Pattern | Description |
---|---|
%B |
Match an unsigned 8-bit integer (byte). |
%h |
Match a signed 16-bit integer (short). |
%H |
Match an unsigned 16-bit integer (ushort). |
%i |
Match a signed 32-bit integer (int). |
%I |
Match an unsigned 32-bit integer (uint). |
%l |
Match a signed 64-bit integer (long). |
%L |
Match an unsigned 64-bit integer (ulong). |
%f |
Match a single-precision floating-point number (float). |
%d |
Match a double-precision floating-point number (double). |
%b |
Match a Boolean (true or false ) value (bool). |
%c |
Match a single character as a UTF-16 code unit (char). |
%s |
Match a text fragment using UTF-16 encoding (string). |
%t |
Match a timestamp measured relative to UTC time (DateTimeOffset). |
%T |
Match a time interval (TimeSpan). |
Warning
The parse pattern is a regular expression string and certain characters are reserved as special tokens, such as parentheses. It is possible to use these special characters by prefixing them with a backslash (e.g. \(
for a left parentheses).
Separator
Gets or sets the optional separator used to delimit elements in variable length patterns.

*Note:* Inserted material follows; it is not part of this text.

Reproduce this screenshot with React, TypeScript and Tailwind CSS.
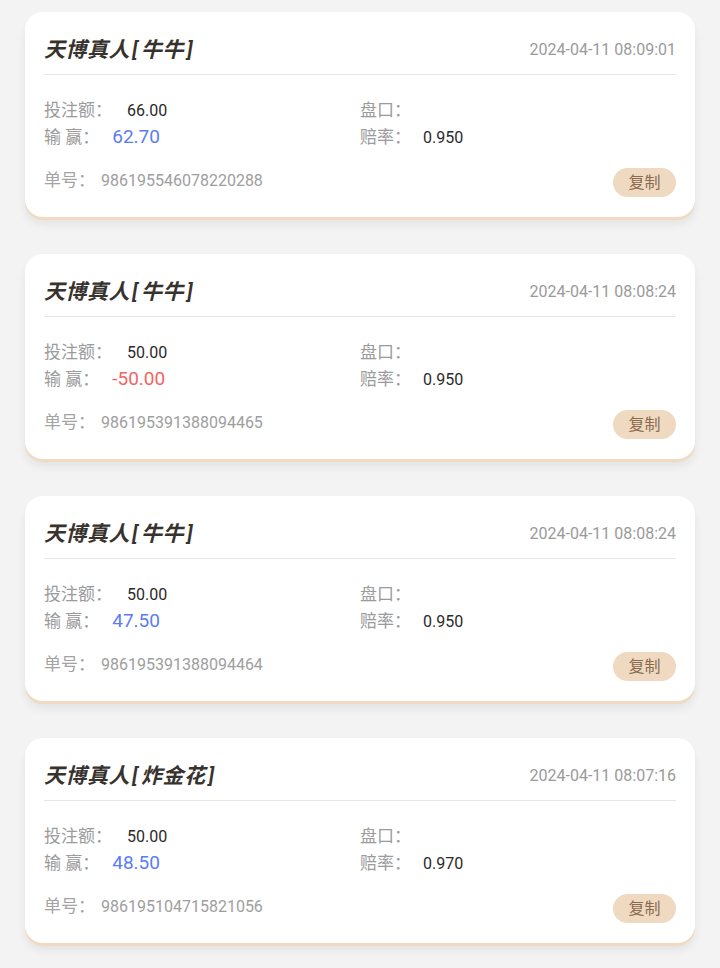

public string Separator { get; set; }
Property Value
Remarks
If both Separator and Pattern are specified, the separator will be used first to split the input strings. Each delimited substring will then be matched against the regular expression specified in the parse pattern. The result will be an array of the output type inferred from the structure of the parse pattern.
Methods
BuildSelector(Expression)
Returns the expression that applies a pattern matching operation on the specified input parameter to the selector result.
protected override Expression BuildSelector(Expression expression)
Parameters
expression
ExpressionThe input parameter to the selector.
Returns
- Expression
The Expression that applies a pattern matching operation on the input parameter to the selector result.